Las crecientes tensiones entre grandes potencias en el ciberespacio crean nuevos peligros para la paz mundial en una región donde las confrontaciones son imperceptibles para el común de la gente.
En agosto, las autoridades estadounidenses arrestaron, en silencio, a un contratista acusado de extraer códigos desarrollados por la Agencia de Seguridad Nacional para vulnerar los sistemas de naciones rivales. La noticia se difundió meses más tarde y el robo de datos habría ocurrido hacía tres años. Casi al mismo tiempo, la Agencia sufrió la sustracción de importantes informaciones por Edward Snowden, hoy asilado en Rusia.
La semana pasada, la Casa Blanca también acusó a Rusia del robo de información confidencial en las redes de comunicación estadounidenses y le atribuyó la intención de interferir en el proceso electoral. La intromisión en los archivos del Partido Demócrata y la difusión de correos dañinos para los intereses electorales de su candidata es, según diversas fuentes estadounidenses, obra de Moscú.
Los datos sustraídos por el contratista Harold T. Martin habían sido calificados como ultrasecretos por la Agencia de Seguridad Nacional, como sucedió en el caso de Snowden. El modus operandi fue muy similar, al punto que Martin y Snowden laboraban para la mima empresa contratista. Los hechos avivan nuevamente el debate sobre las medidas de seguridad destinadas a proteger semejantes secretos.
El indiciado fue detenido en su casa, donde agentes militares uniformados encontraron una cantidad inusual de equipo y cajas repletas de documentos, según los relatos de sus vecinos. Martin dijo a las autoridades no saber mayor cosa del caso Snowden. Sin muchos rodeos, admitió la ilegalidad de sus acciones y aseguró lamentarlas.
Hay quienes asocian a Snowden y Martin con personajes del cine de acción, pero ninguno de los dos aspira a la notoriedad y los aires de bon vivant de James Bond. Son personas comunes, habitantes de barrios donde impera la más completa normalidad y se confunden en la vida cotidiana de miles y quizás millones de personas.
Pero las autoridades estadounidenses también acusan a China de intromisión en sus archivos, como ocurrió con la oficina federal de personal. El ataque comprometió la información de 21 millones de personas. Además, hay investigaciones abiertas sobre el uso de medios cibernéticos para el espionaje económico.
Sin embargo, los expertos comienzan a advertir un viraje del interés de Pekín en temas industriales y comerciales hacia la información estratégica. El conflicto con el gigante asiático en el ciberespacio toma así una fisonomía diferente y muy delicada.

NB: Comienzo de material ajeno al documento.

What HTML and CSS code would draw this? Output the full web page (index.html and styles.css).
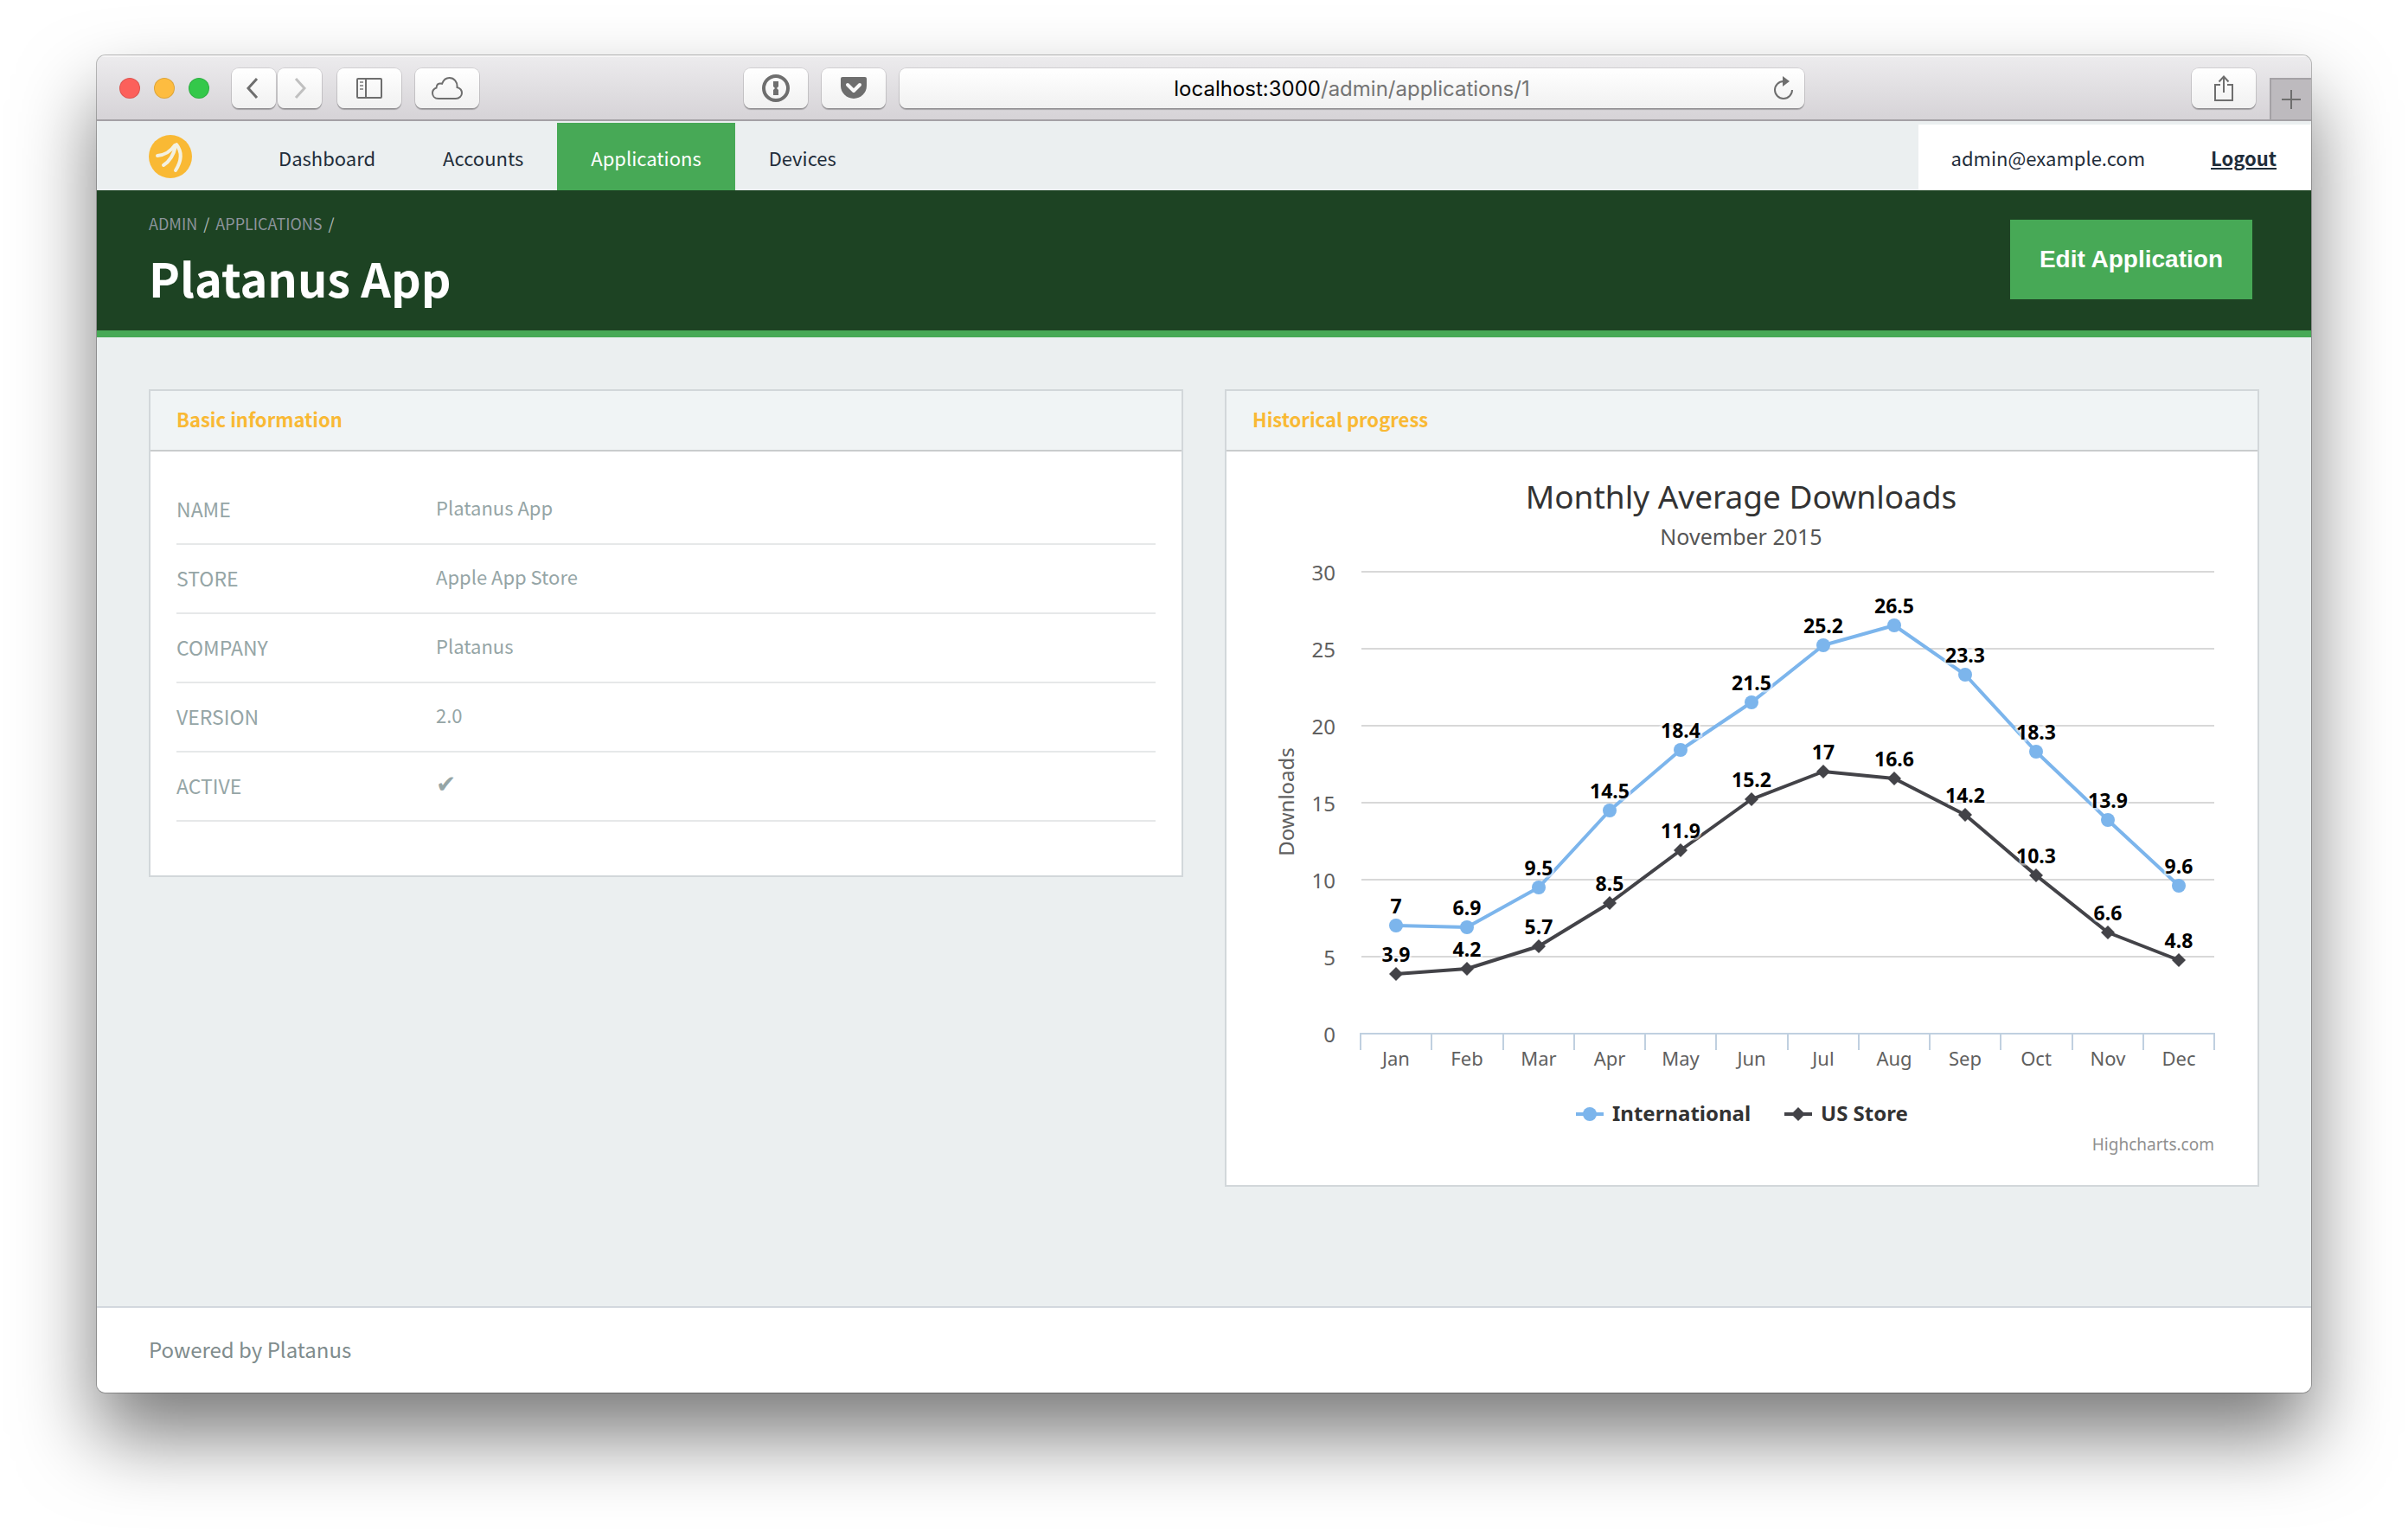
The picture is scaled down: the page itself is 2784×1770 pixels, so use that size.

Es ingenuo creer que la guerra informática dejará por fuera a otros países. Los ataques cibernéticos desatados sobre Estonia en el 2007, en medio de una disputa diplomática con Moscú, son un ejemplo preocupante. El Parlamento, los bancos, los ministerios y los medios de comunicación, además de ciudadanos comunes, sufrieron la disrupción durante días.
El daño causado por ataques de esta naturaleza puede ser grande, y si es dirigido contra los sistemas de los cuales dependen servicios vitales, el potencial resultado es catastrófico.
El espionaje entre grandes potencias siempre fue parte de sus tirantes relaciones. También la recolección de inteligencia sobre otros países, pero, en la actualidad, el objetivo del espionaje y el campo de batalla se confunden en un solo espacio. Es preciso poner límites y establecer protocolos para evitar un enfrentamiento capaz de escalar hasta las peores consecuencias.